I was wondering whether some tcp session/connection reuse configuration on the upstream instances could be the issue.

ghost commented 4 years ago

Been wondering whether perhaps the recent SNI patch would also remedy this issue?

gthess commented 4 years ago

Regarding the recent patch: SNI was always sent with DoT forwarders, it was mainly the zone transfers that lacked the feature (auth-zone and rpz).

I had some more time to look into this and tracked it down to TLS close-notify. The RST I always see with quad9 is because unbound sends a close-notify and closes (FIN) the connection (as it should do). Quad9 then replies with their own close-notify which is met by RST from unbound because the connection is already closed.

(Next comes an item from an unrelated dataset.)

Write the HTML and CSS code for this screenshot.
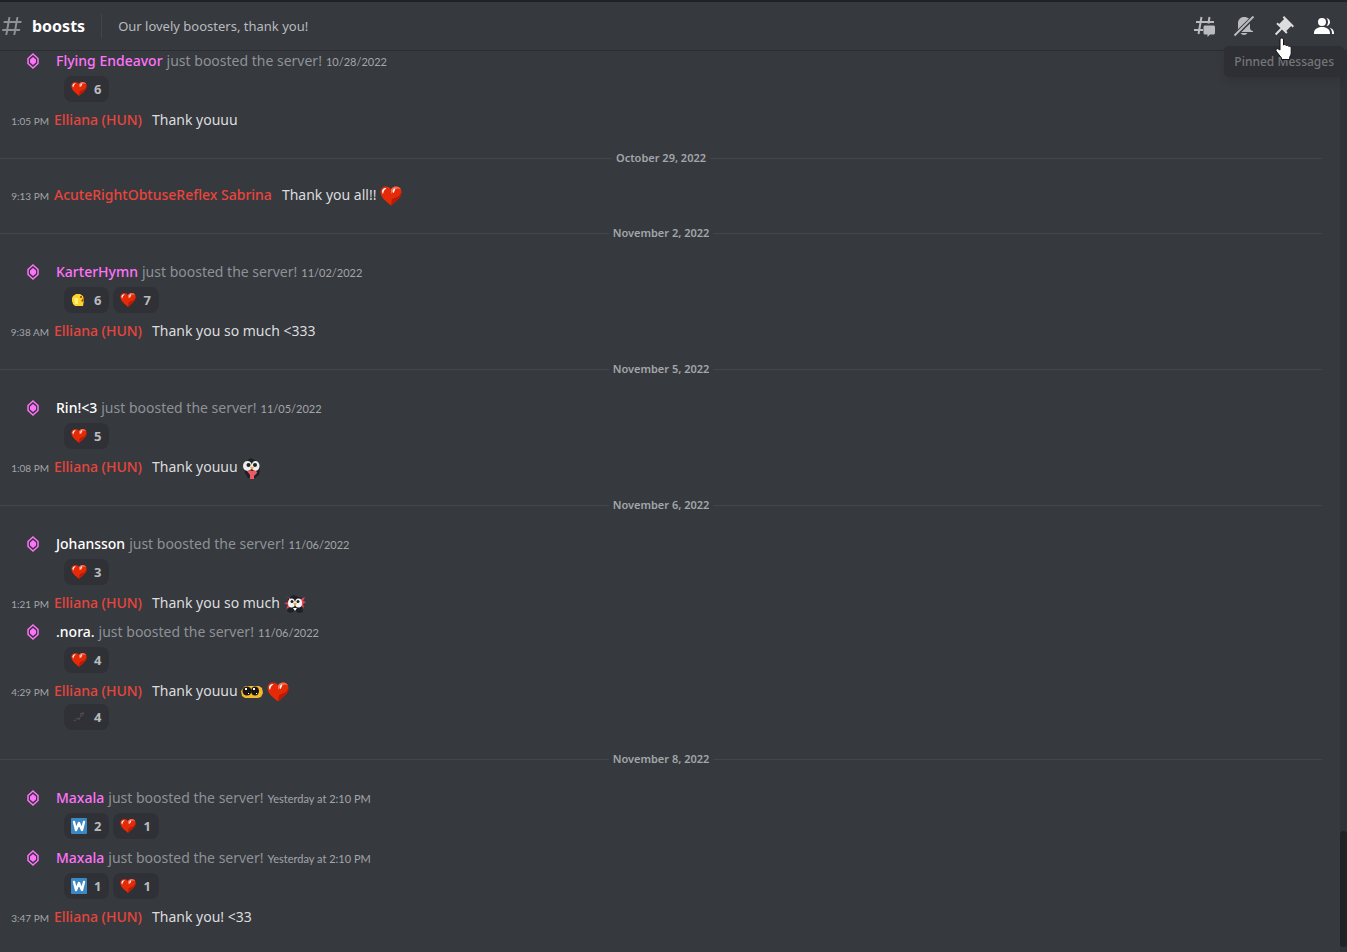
FILE: index.html
```html
<!DOCTYPE html>
<html lang="en">

<head>
    <meta charset="utf-8">
    <title>boosts</title>
    <link rel="stylesheet" href="styles.css">
</head>

<body>
    <!-- shared emoji and icons -->
    <svg class="sprites" aria-hidden="true">
        <symbol id="heart" viewBox="0 0 22 20">
            <path fill="#e52a08" d="M11 19.5C7 16 .5 12 .5 6C.5 2.500 3 .5 6 .5c2.300 0 4 1 5 3 1-2 2.700-3 5-3 3 0 5.500 2 5.500 5.500 0 6-6.500 10-10.500 13.500z" />
            <path fill="#b81b06" d="M21.500 6c0 6-6.500 10-10.500 13.500L12 13l7-3z" />
            <path fill="#fb6b50" d="M11 3.500C12 1.500 14 .5 16 .5s4 1 5 3l-3-1-4 1.500-3 4z" />
            <path fill="#fff" d="M2 6c0-2.500 1.500-4 4-4 1 .5-.5 1-1.500 2S3.500 7 3 8zM13 4c.5-1 1.500-1.600 2-1.500.5 1-.5 3-1.500 4.500-.8.500-1-1.500-.5-3z" />
        </symbol>
        <symbol id="gem" viewBox="0 0 14 16">
            <path fill="none" stroke="#ff73fa" stroke-width="1.500" d="M7 1l5 4.500v5L7 15l-5-4.500v-5z" />
            <path fill="#ff73fa" d="M7 4l3 2.500v3L7 12 4 9.500v-3z" />
        </symbol>
        <symbol id="face" viewBox="0 0 16 16">
            <path fill="#fbd52c" d="M1 6l1-2 3-2h4l3 2 1 4-1 6H4l-2-2-1-3z" />
            <path fill="#fff07a" d="M3 6h4v6H4z" />
            <path fill="#a85b10" d="M9 4h2v2H9zM12 6l1 2-1 2-2-1z" />
        </symbol>
        <symbol id="letter-w" viewBox="0 0 16 16">
            <rect width="16" height="16" rx="1" fill="#3b88c3" />
            <path fill="none" stroke="#fff" stroke-width="2.400" stroke-linejoin="round" stroke-linecap="round" d="M3 4l2 8 3-7 3 7 2-8" />
        </symbol>
        <symbol id="arrow" viewBox="0 0 16 16">
            <path fill="none" stroke="#554c53" stroke-width="1.500" stroke-dasharray="2 1" d="M3 12l4-3 1 1 4-6M9 5l3-1v3" />
        </symbol>
        <symbol id="penguin" viewBox="0 0 22 22">
            <path fill="#1e2124" d="M5 5l4-4 3 1 5 3 2 6-1 7-4 3H7l-3-5-1-5z" />
            <ellipse cx="6.500" cy="9" rx="4.500" ry="5" fill="#eee" />
            <ellipse cx="14.500" cy="9" rx="4" ry="5" fill="#eee" />
            <circle cx="7.500" cy="8" r="2" fill="#1e2124" />
            <circle cx="14" cy="8" r="2" fill="#1e2124" />
            <path fill="#f5a623" d="M9 10h4l-2 3z" />
            <path fill="#ef5866" d="M6 14c2-1 4-1 5 0 2-1 5-1 5 2l-3 3v3h-4v-4z" />
        </symbol>
        <symbol id="penguin-shy" viewBox="0 0 22 18">
            <path fill="#1e2124" d="M4 4l5-4 3 1 6 2v9l1 5-4 1-4-2-5 2-3-2 2-4z" />
            <path fill="#ee4357" d="M1 1l4 2v4L0 8l4 2-2 4 4-2V3zM17 4l4-2-2 4 3 1-3 2 1 4-4-3z" />
            <ellipse cx="7.500" cy="8" rx="3.500" ry="4.500" fill="#f4f4f4" />
            <ellipse cx="14.500" cy="8" rx="3.500" ry="4.500" fill="#f4f4f4" />
            <circle cx="8" cy="6.500" r="1.500" fill="#1e2124" />
            <circle cx="14" cy="6.500" r="1.500" fill="#1e2124" />
            <path fill="#f5a623" d="M9 8h4l-2 3z" />
            <path fill="#fff" d="M9 13h4l-2 3z" />
        </symbol>
        <symbol id="eyes" viewBox="0 0 22 14">
            <path fill="#f2b92b" d="M4 1h14l3 2 1 5-2 4-3 1H4l-3-2-1-5z" />
            <ellipse cx="6" cy="6" rx="4.500" ry="4.500" fill="#191516" />
            <ellipse cx="14" cy="6" rx="4" ry="4.500" fill="#191516" />
            <path fill="#fff" d="M4 3h2v2H4zM12 3h2v2h-2zM7 8h1v1H7zM15 8h1v1h-1z" />
        </symbol>
    </svg>

    <header class="header">
        <svg class="icon hash" viewBox="0 0 24 24">
            <path fill="currentColor" fill-rule="evenodd" d="M5.887 21c-.311 0-.547-.281-.493-.587L6 17H2.595c-.31 0-.546-.28-.492-.586l.175-1A.5.5 0 0 1 2.770 15H6.350l1.060-6H4.005c-.31 0-.546-.28-.492-.586l.175-1A.5.5 0 0 1 4.180 7H7.760l.637-3.587A.5.5 0 0 1 8.889 3h.984c.311 0 .547.281.493.587L9.760 7h6l.637-3.587A.5.5 0 0 1 16.889 3h.984c.311 0 .547.281.493.587L17.760 7h3.405c.31 0 .546.280.492.586l-.175 1a.5.5 0 0 1-.492.414H17.410l-1.060 6h3.405c.31 0 .546.280.492.586l-.175 1a.5.5 0 0 1-.492.414H16l-.637 3.587a.5.5 0 0 1-.492.413h-.984c-.311 0-.547-.281-.493-.587L14 17H8l-.637 3.587a.5.5 0 0 1-.492.413zM9.410 9l-1.060 6h6l1.060-6z" />
        </svg>
        <h1>boosts</h1>
        <p class="topic">Our lovely boosters, thank you!</p>
        <nav class="toolbar">
            <button aria-label="Threads">
                <svg class="icon" viewBox="0 0 24 24">
                    <path fill="none" stroke="currentColor" stroke-width="2" d="M9.500 3L6.500 20M17.500 3L16.400 9.500M4 8h18M2 16h9" />
                    <path fill="currentColor" d="M13 11.500h8.500c.8 0 1.500.7 1.500 1.500v6c0 .8-.7 1.500-1.500 1.500H18L15.500 23v-2.500H13c-.8 0-1.500-.7-1.500-1.500v-6c0-.8.7-1.500 1.500-1.500z" />
                </svg>
            </button>
            <button aria-label="Unmute Channel">
                <svg class="icon" viewBox="0 0 24 24">
                    <path fill="currentColor" d="M12 3c-3.314 0-6 2.686-6 6v5c0 .7-.2 1.300-.6 1.800L17 4.600C15.700 3.500 14 3 12 3zM18 9.500L9.500 18H21v-1c-1.656 0-3-1.343-3-3zM8.555 19a3.980 3.980 0 0 0 6.890 0z" />
                    <path stroke="currentColor" stroke-width="2" d="M2.500 21.500l19-19" />
                </svg>
            </button>
            <button class="active" aria-label="Pinned Messages">
                <svg class="icon" viewBox="0 0 24 24">
                    <path fill="currentColor" d="M22 12l-9.900-9.900-1.414 1.414 1.415 1.415-4.950 4.950-1.415-1.414L4.322 9.880l4.243 4.242-5.657 5.656 1.414 1.414 5.657-5.656 4.243 4.242 1.414-1.414-1.414-1.414L19.171 12l1.415 1.414z" />
                </svg>
            </button>
            <button class="on" aria-label="Member List">
                <svg class="icon" viewBox="0 0 24 24">
                    <path fill="currentColor" d="M14 8.006a4 4 0 1 1-8 0 4 4 0 0 1 8 0zM2 19.006c0-3.533 3.290-6 8-6 4.711 0 8 2.467 8 6v1H2zM20 20.006h2v-1c0-2.563-1.730-4.565-4.479-5.471C19.062 14.913 20 16.806 20 19.006zM14.883 11.908A4 4 0 0 0 18 8.006c0-2.037-1.531-3.724-3.503-3.969A5.990 5.990 0 0 1 16 8.006c0 1.443-.511 2.768-1.362 3.804z" />
                </svg>
            </button>
            <div class="tooltip" role="tooltip">Pinned Messages</div>
            <svg class="cursor" viewBox="0 0 17 24" aria-hidden="true">
                <path fill="#fff" stroke="#111" d="M5 13V3c0-2.700 3.500-2.700 3.500 0v5c1-.8 2.500-.5 2.800.6 1-.6 2.300-.2 2.500.8 1.200-.4 2.400.3 2.400 1.600v5c0 2-1.700 3.500-1.700 5.500v1H6.500v-1.500L1 14c-.8-1.500 1-3 2.300-2z" />
            </svg>
        </nav>
    </header>

    <main class="channel">
        <ol class="log">
            <li class="boost">
                <p class="line"><svg class="gem"><use href="#gem" /></svg><a class="name pink" href="#">Flying Endeavor</a> just boosted the server! <time>10/28/2022</time></p>
                <div class="reactions">
                    <button><svg><use href="#heart" /></svg>6</button>
                </div>
            </li>
            <li class="message">
                <p class="line"><time>1:05 PM</time><a class="name red" href="#">Elliana (HUN)</a><span>Thank youuu</span></p>
            </li>
            <li class="date"><span>October 29, 2022</span></li>
            <li class="message">
                <p class="line"><time>9:13 PM</time><a class="name red" href="#">AcuteRightObtuseReflex Sabrina</a><span>Thank you all!! <svg class="emoji"><use href="#heart" /></svg></span></p>
            </li>
            <li class="date"><span>November 2, 2022</span></li>
            <li class="boost">
                <p class="line"><svg class="gem"><use href="#gem" /></svg><a class="name pink" href="#">KarterHymn</a> just boosted the server! <time>11/02/2022</time></p>
                <div class="reactions">
                    <button><svg><use href="#face" /></svg>6</button>
                    <button><svg><use href="#heart" /></svg>7</button>
                </div>
            </li>
            <li class="message">
                <p class="line"><time>9:38 AM</time><a class="name red" href="#">Elliana (HUN)</a><span>Thank you so much &lt;333</span></p>
            </li>
            <li class="date"><span>November 5, 2022</span></li>
            <li class="boost">
                <p class="line"><svg class="gem"><use href="#gem" /></svg><a class="name" href="#">Rin!&lt;3</a> just boosted the server! <time>11/05/2022</time></p>
                <div class="reactions">
                    <button><svg><use href="#heart" /></svg>5</button>
                </div>
            </li>
            <li class="message">
                <p class="line"><time>1:08 PM</time><a class="name red" href="#">Elliana (HUN)</a><span>Thank youuu <svg class="emoji"><use href="#penguin" /></svg></span></p>
            </li>
            <li class="date"><span>November 6, 2022</span></li>
            <li class="boost">
                <p class="line"><svg class="gem"><use href="#gem" /></svg><a class="name" href="#">Johansson</a> just boosted the server! <time>11/06/2022</time></p>
                <div class="reactions">
                    <button><svg><use href="#heart" /></svg>3</button>
                </div>
            </li>
            <li class="message">
                <p class="line"><time>1:21 PM</time><a class="name red" href="#">Elliana (HUN)</a><span>Thank you so much <svg class="emoji"><use href="#penguin-shy" /></svg></span></p>
            </li>
            <li class="boost">
                <p class="line"><svg class="gem"><use href="#gem" /></svg><a class="name" href="#">.nora.</a> just boosted the server! <time>11/06/2022</time></p>
                <div class="reactions">
                    <button><svg><use href="#heart" /></svg>4</button>
                </div>
            </li>
            <li class="message">
                <p class="line"><time>4:29 PM</time><a class="name red" href="#">Elliana (HUN)</a><span>Thank youuu <svg class="emoji"><use href="#eyes" /></svg> <svg class="emoji"><use href="#heart" /></svg></span></p>
                <div class="reactions">
                    <button><svg><use href="#arrow" /></svg>4</button>
                </div>
            </li>
            <li class="date"><span>November 8, 2022</span></li>
            <li class="boost">
                <p class="line"><svg class="gem"><use href="#gem" /></svg><a class="name pink" href="#">Maxala</a> just boosted the server! <time>Yesterday at 2:10 PM</time></p>
                <div class="reactions">
                    <button><svg><use href="#letter-w" /></svg>2</button>
                    <button><svg><use href="#heart" /></svg>1</button>
                </div>
            </li>
            <li class="boost">
                <p class="line"><svg class="gem"><use href="#gem" /></svg><a class="name pink" href="#">Maxala</a> just boosted the server! <time>Yesterday at 2:10 PM</time></p>
                <div class="reactions">
                    <button><svg><use href="#letter-w" /></svg>1</button>
                    <button><svg><use href="#heart" /></svg>1</button>
                </div>
            </li>
            <li class="message">
                <p class="line"><time>3:47 PM</time><a class="name red" href="#">Elliana (HUN)</a><span>Thank you! &lt;33</span></p>
            </li>
        </ol>
        <div class="scrollbar"><div class="thumb"></div></div>
    </main>
</body>

</html>
```
FILE: styles.css
```css
* {
    box-sizing: border-box;
}

body {
    display: flex;
    flex-direction: column;
    height: 100vh;
    margin: 0;
    background: #36393e;
    color: #dcddde;
    font-family: "Noto Sans", sans-serif;
    font-size: 14px;
    line-height: 22px;
}

h1,
p,
ol {
    margin: 0;
    padding: 0;
}

button {
    border: none;
    background: none;
    padding: 0;
    color: inherit;
    font: inherit;
    cursor: pointer;
}

.sprites {
    position: absolute;
    width: 0;
    height: 0;
}

.icon {
    display: block;
    width: 24px;
    height: 24px;
}

/* header */
.header {
    display: flex;
    align-items: center;
    flex: none;
    height: 51px;
    padding-right: 11px;
    border-top: 2px solid #202225;
    border-bottom: 1px solid #2b2d32;
}

.hash {
    margin-right: 8px;
    color: #8e9297;
}

h1 {
    color: #fff;
    font-size: 16px;
    font-weight: 700;
}

.topic {
    flex: 1;
    margin-left: 16px;
    padding-left: 16px;
    border-left: 1px solid #42454b;
    color: #b9bbbe;
    font-size: 13px;
    line-height: 24px;
}

.toolbar {
    position: relative;
    display: flex;
    gap: 16px;
    color: #b9bbbe;
}

.toolbar .active {
    color: #dcddde;
}

.toolbar .on {
    color: #fff;
}

.tooltip {
    position: absolute;
    top: 32px;
    right: -8px;
    padding: 5px 10px;
    border-radius: 5px;
    background: #2d2f34;
    box-shadow: 0 4px 8px rgba(0, 0, 0, 0.12);
    color: #74767a;
    font-size: 12px;
    font-weight: 500;
    line-height: 21px;
    white-space: nowrap;
}

.cursor {
    position: absolute;
    top: 23px;
    right: 44px;
    width: 17px;
    height: 24px;
}

/* messages */
.channel {
    display: flex;
    flex: 1;
    min-height: 0;
}

.log {
    display: flex;
    flex: 1;
    flex-direction: column;
    justify-content: flex-end;
    margin-right: 18px;
    padding-bottom: 22px;
    overflow: hidden;
    list-style: none;
}

.log li {
    flex: none;
}

.line {
    display: flex;
    align-items: baseline;
}

.message .line {
    padding: 3px 0 2px;
}

.boost .line {
    padding: 4px 0;
    gap: 4px;
    color: #8e9297;
}

.boost {
    margin-top: 1px;
}

.boost + .boost {
    margin-top: 0;
}

.name {
    color: #fff;
    font-weight: 500;
    text-decoration: none;
}

.pink {
    color: #ff73fa;
}

.red {
    margin-right: 10px;
    color: #e8453c;
}

time {
    color: #a3a6aa;
    font-family: Lato, sans-serif;
    font-size: 11px;
    line-height: 16px;
}

.message time {
    width: 49px;
    margin-right: 5px;
    font-size: 10px;
    text-align: right;
}

.gem {
    align-self: center;
    width: 14px;
    height: 16px;
    margin: 0 12px 0 26px;
}

.emoji {
    width: 22px;
    height: 22px;
    vertical-align: middle;
    margin: -2px 0;
}

.reactions {
    display: flex;
    gap: 4px;
    padding: 0 0 4px 64px;
}

.reactions button {
    display: flex;
    align-items: center;
    gap: 7px;
    height: 26px;
    padding: 0 8px 0 7px;
    border-radius: 8px;
    background: #2f3136;
    color: #b9bbbe;
    font-size: 13px;
    font-weight: 700;
}

.reactions svg {
    width: 16px;
    height: 16px;
}

.date {
    display: flex;
    align-items: center;
    gap: 4px;
    margin: 19px 0 17px;
    color: #a3a6aa;
    font-size: 11px;
    font-weight: 600;
    line-height: 12px;
}

.date::before,
.date::after {
    content: "";
    flex: 1;
    border-top: 1px solid #42454c;
}

.scrollbar {
    display: flex;
    align-items: flex-end;
    width: 7px;
    padding-bottom: 5px;
    background: #2e3338;
}

.thumb {
    width: 100%;
    height: 13%;
    border-radius: 4px;
    background: #202225;
}
```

Other TLS implementations (like CF), after they see the close-notify and the FIN they proceed to reply with FIN skipping their close-notify.

So these constant RST's you are seeing are from server implementations that send close-notify after the connection is already closed on the client side (unbound).

As these RST are different from the ones we were speculating before (timeouts, retries) and do not hinder the resolver's performance I don't see it as an issue on the TLS communication.

ghost commented 4 years ago

Thank you for the effort/feedback.

Basically then a misconfiguration on the upstream server(s), least to my understanding they should not reply with a close-notify after unbound's FIN, ACK. Too bad that bandwidth and CPU cycles being wasted that way.